The real challenge for an emerging country is the courage to change its development model, and to this end, the opportunity offered today by innovation, the digital transformation of products and processes, and the use of artificial intelligence to increase productivity and competitiveness must not be missed. We need as many innovative companies and centres of excellence in research and innovation as possible. We need all the national human capital resources and a widespread understanding in society and the business environment of the importance of this country project.

The current situation allows emerging countries that are prepared, determined, and consistent to go through certain stages of development more quickly. At the same time, however, there is also the risk of remaining only consumers of technology, not creators, which would slow down the convergence process.

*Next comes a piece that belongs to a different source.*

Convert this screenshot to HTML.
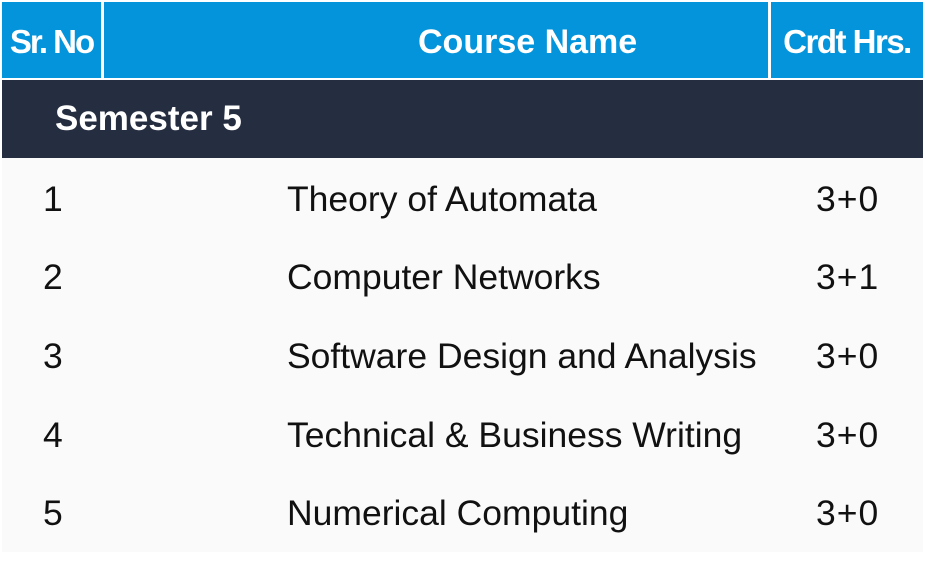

In the logic of development, emerging countries must look beyond economic calculation, towards a true metamorphosis, by replacing a limiting vision of imitating known experiences and models with a new paradigm that will shape their future. For sustainable growth, it is necessary to assume the transition to a society that encourages innovation and the development of new technological solutions, precisely in order to avoid being stuck in a slow pace of development. But this metamorphosis does not only involve new technologies, but also the transformation of institutions, processes, and mentalities.

For countries caught in the middle-income trap, capital alone is not sufficient; the development of a culture of creativity, innovation, and trust is equally essential. Without it, the risk of being trapped in a zone of stagnation increases significantly. Therefore, the necessary transition requires confronting still deeply rooted mentalities and interests, for a profound change of vision by realizing the need to change the development model on the one hand, and, on the other, by focusing on innovation as the engine of growth.

The new wave of technological revolution is no longer merely a shift in the means of production, but a redefinition of how societies create value — and for emerging economies, the opportunity is greater than ever.